What are the most important elements of a good story?
I'm not very good at story. In fact, compared to character and language, I barely care about story at all. Writers beguile me with style and ideas more than narrative events. It's not very fashionable, but for me, if the voice is seductive, I'll let myself be led contentedly through hundreds of pages in which nothing very much (in the strict sense) "happens".

What bothers you most about the English language today?
I've got a few pet hates - the conversion of verbs to nouns and vice versa, for example (as in "they don't see the disconnect," and now thanks to the Olympics "can he medal?") - but English is a mercurial, promiscuous and robust creature, which in the hands of writers willing to put in the work can still be cajoled into sprouting beauty in spite of its wounds.

What's your favorite word?
I've always had a soft spot for trounce and its cognates. I so rarely get to trounce anyone at anything that being able to utter it with any legitimacy - as in "Did you see me in that game of dominoes? I trounced that fucker" - never fails to cup the balls of my ego.

What is your least favorite word?
Basically. I'm a complex guy. I can handle the non-basic version.

If you could have any 5 dinner guests, dead or alive, fictional or non-, who would they be?
Sheherazade (for when the conversation flagged), Jesus (lots to discuss, obviously, but also in case the wine ran out), Emily Brontë (to try to find out how in God's name she came up with Wuthering Heights), Lucifer (a thank-you for the royalties) and Aphrodite, for reasons which I assume are obvious.

What is your most prized possession?
My father's wristwatch. He bought it in Bombay some sixty years ago and recently gave it to me. It has an extraordinarily simple and elegant design, and as a child I was mesmerized by it. Aesthetics aside, it's an uncomplicated filial pleasure: this object kept him company through some of the richest and riskiest years of his life. It was on his wrist, now it's on mine. Humble continuity. It cheers me up when I'm feeling suicidal.

Who are your literary heroes?
How far back do you want me to go? Milton. Robert Browning. Thomas Hardy. W. H. Auden. D. H. Lawrence, Graham Greene. Of more modern (or slightly less dead) writers, Anthony Burgess, Paul Bowles, Mervyn Peake, John Updike, J G Ballard. Among the actually living, Martin Amis, Susanna Moore, Mary Gaitskill.
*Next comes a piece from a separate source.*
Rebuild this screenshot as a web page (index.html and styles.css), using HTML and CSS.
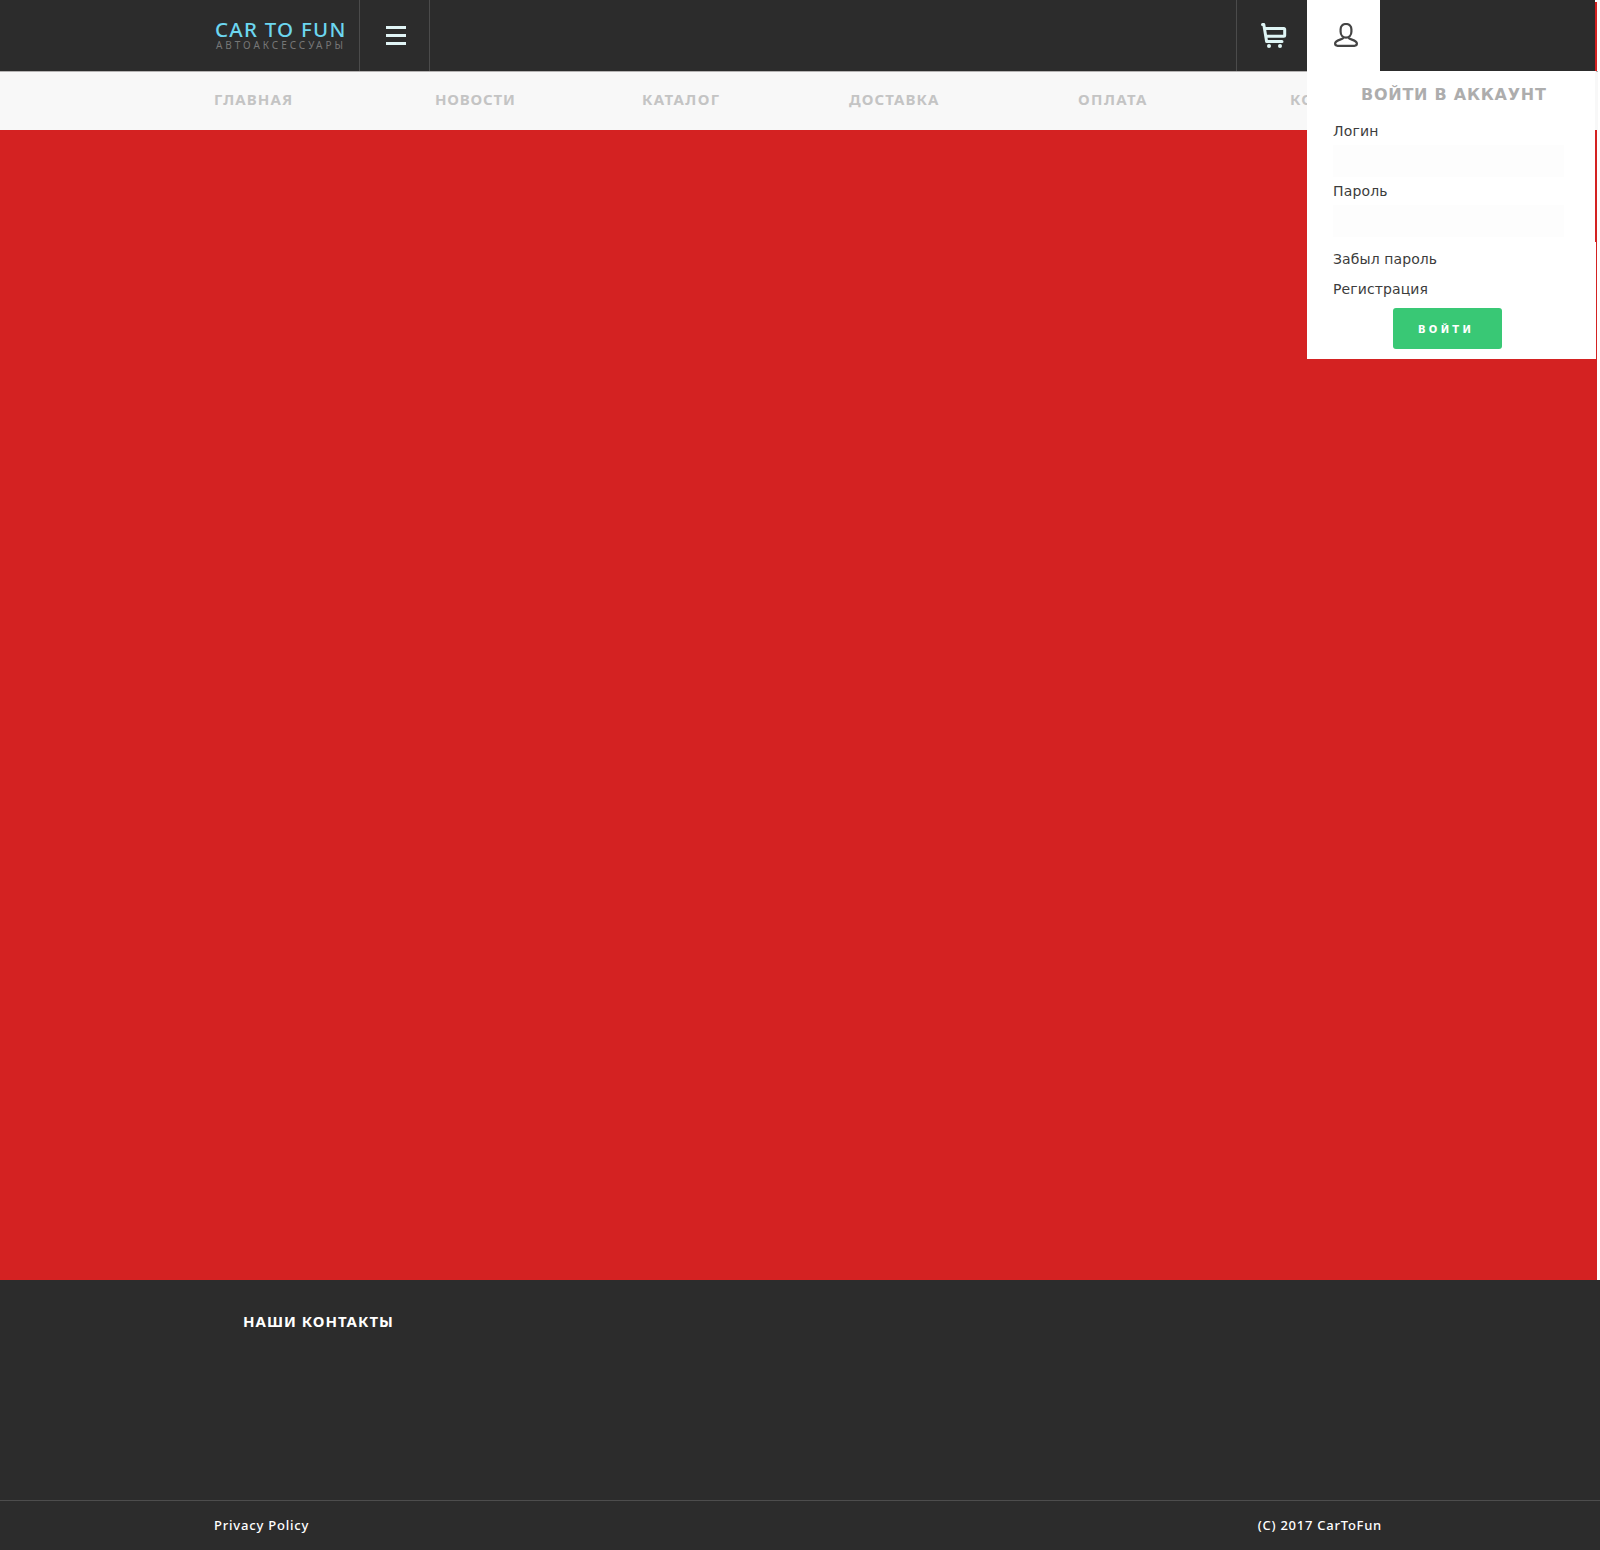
FILE: index.html
```html
<!DOCTYPE html>
<html lang="ru">
<head>
<meta charset="utf-8">
<title>CAR TO FUN</title>
<link rel="stylesheet" href="styles.css">
</head>
<body>
<div class="page">
  <header class="header">
    <a class="logo"><span class="logo-name">CAR TO FUN</span><span class="logo-sub">АВТОАКСЕССУАРЫ</span></a>
    <div class="menu-button">
      <svg width="20" height="20" viewBox="0 0 20 20" fill="#e0f4f5"><path d="M0 0h20v3H0zM0 8h20v3H0zM0 16h20v3H0z"/></svg>
    </div>
    <div class="cart">
      <svg width="26" height="26" viewBox="0 0 26 26" fill="none" stroke="#dff5f5" stroke-width="3" stroke-linecap="round" stroke-linejoin="round"><path d="M1.500 1.500h1.300L5.600 18.500H21M4 5.500h19a.7.7 0 0 1 .7.7v6.300a.8.8 0 0 1-.8.8H5"/><g fill="#dff5f5" stroke="none"><circle cx="8" cy="23" r="2"/><circle cx="19" cy="23" r="2"/></g></svg>
    </div>
    <div class="user">
      <svg width="24" height="24" viewBox="0 0 24 24" fill="none" stroke="#444" stroke-width="2.200" stroke-linejoin="round"><path d="M12 1C8.600 1 6.600 3.200 6.600 6.200v2.600c0 3.400 2.400 5.800 5.400 5.800s5.400-2.400 5.400-5.800V6.200C17.400 3.200 15.400 1 12 1z"/><path d="M9.500 14.800C8.500 16.800 1.100 16.900 1.100 20.600c0 1.500 1 2.200 2.500 2.200h16.800c1.500 0 2.500-.7 2.500-2.200 0-3.700-7.400-3.800-8.400-5.800"/></svg>
    </div>
  </header>
  <nav class="nav">
    <a>ГЛАВНАЯ</a><a>НОВОСТИ</a><a>КАТАЛОГ</a><a>ДОСТАВКА</a><a>ОПЛАТА</a><a>КОНТАКТЫ</a>
  </nav>
  <main class="content"></main>
  <footer class="footer">
    <div class="contacts"><h2>НАШИ КОНТАКТЫ</h2></div>
    <div class="legal"><a>Privacy Policy</a><span class="copyright">(C) 2017 CarToFun</span></div>
  </footer>
  <div class="edge"></div>
  <form class="login">
    <h3>ВОЙТИ В АККАУНТ</h3>
    <label for="user">Логин</label>
    <input id="user" type="text">
    <label for="pass">Пароль</label>
    <input id="pass" type="password">
    <a class="forgot">Забыл пароль</a>
    <a class="register">Регистрация</a>
    <button type="button">ВОЙТИ</button>
  </form>
</div>
</body>
</html>
```
FILE: styles.css
```css
* { box-sizing: border-box; }
body { margin: 0; background: #fff; font-family: "Noto Sans", sans-serif; }
.page { position: relative; width: 1600px; height: 1550px; display: flex; flex-direction: column; overflow: hidden; }
.header { width: 1595px; height: 71px; background: #2c2c2c; display: flex; flex: none; }
.logo { width: 360px; border-right: 1px solid #4b4b4b; padding: 17px 0 0 214px; display: flex; flex-direction: column; white-space: nowrap; }
.logo-name { font-size: 20.5px; line-height: 24px; letter-spacing: 1.25px; color: #6cd6f0; font-weight: 500; padding-left: 1px; }
.logo-sub { font-size: 10px; line-height: 8px; letter-spacing: 2.95px; color: #777; padding-left: 2px; }
.menu-button { width: 70px; border-right: 1px solid #4b4b4b; padding: 26px 0 0 26px; }
.cart { width: 71px; margin-left: 806px; border-left: 1px solid #4b4b4b; padding: 23px 0 0 24px; }
.user { width: 73px; background: #fff; padding: 23px 0 0 27px; }
.header svg { display: block; }
.nav { width: 1598px; height: 59px; flex: none; border-top: 1px solid #b5b3b3; background: #f8f8f8; padding-left: 214px; display: grid; grid-template-columns: 221px 207px 207px 229px 212px 150px; font-weight: 700; font-size: 15px; line-height: 54px; letter-spacing: 1.1px; color: #c4c4c4; }
.nav a:nth-child(2) { letter-spacing: .8px; }
.nav a:nth-child(3), .nav a:nth-child(5) { letter-spacing: 1.4px; }
.content { width: 1597px; height: 1150px; background: #d42222; flex: none; }
.footer { height: 270px; background: #2c2c2c; color: #fff; display: flex; flex-direction: column; }
.contacts { height: 220px; padding: 29px 0 0 243px; }
.contacts h2 { margin: 0; font-size: 15px; line-height: 24px; letter-spacing: 1px; }
.legal { height: 50px; border-top: 1px solid #4d4d4d; display: flex; justify-content: space-between; padding: 0 218px 0 214px; font-size: 13px; line-height: 49px; font-weight: 500; letter-spacing: .8px; }
.copyright { letter-spacing: .75px; }
.edge { position: absolute; left: 1595px; top: 2px; width: 2px; height: 69px; background: #d42222; }
.login { position: absolute; left: 1307px; top: 71px; width: 289px; height: 288px; background: #fff; padding: 13px 32px 0 26px; font-family: "DejaVu Sans", sans-serif; font-size: 14px; color: #3c3c3c; display: flex; flex-direction: column; }
.login::after { content: ""; position: absolute; right: 0; top: 0; width: 1px; height: 171px; background: linear-gradient(#f8f8f8 59px, #d42222 59px); }
.login h3 { margin: 0 0 13px 28px; font-size: 16px; line-height: 22px; letter-spacing: .75px; color: #adadad; white-space: nowrap; }
.login label { line-height: 24px; letter-spacing: .15px; }
.login input { width: 231px; height: 32px; border: 0; margin: 2px 0; background: #fdfdfd; flex: none; }
.forgot { line-height: 30px; margin-top: 5px; letter-spacing: .1px; }
.register { line-height: 30px; letter-spacing: .1px; }
.login button { width: 109px; height: 41px; flex: none; margin: 4px 0 0 60px; border: 0; border-radius: 3px; background: #39c875; color: #fff; font: 700 10px "DejaVu Sans", sans-serif; letter-spacing: 3.3px; padding: 1px 3px 0 0; }
```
What is the first book you truly loved?
The Enchanted Wood by Enid Blyton.

Which classic have you not yet read? Do you intend to read it?
There are, I'm depressed to say, many classics I have not yet read and will probably never get around to, though I will not stop short of hospitalizing myself in the attempt. (I have a deep aversion to even trying to read anything by Victor Hugo. What has he done to offend me? No idea. But I get a migraine at the mere sight of his books.) Most recently I got interrupted (by the warning klaxon of an approaching deadline) halfway through Don Quixote and had to put it aside for a few weeks. But I was enjoying it immensely. I'll certainly return to and finish it - though not without starting from the beginning again.

If you could only recommend one book, which would it be?
Earthly Powers by Anthony Burgess. It's big, bawdy, pungent, poignant and true, a novel that takes on the twentieth century’s excesses, neuroses, triumphs and crimes with intelligence, compassion, irreverence and, in the end, love. My paperback edition runs to seven hundred pages. I would happily have staggered, dazed and delighted, through seven hundred more. Readers of my earlier answer worried it might be the sort of book in which not very much happens need not fear. A great deal happens. Hilariously and movingly.

Do you prefer print or e-books?
Print. But then I prefer steam trains, too.

What, if anything, do you read while you're working on a project?
Nothing contemporary. In fact nothing from after 1900, and ideally much longer ago than that. Which is where all those unread classics come in handy.

Do you have a favorite sentence from a book?
"A horse is at least human, for God's sake." From The Catcher in the Rye.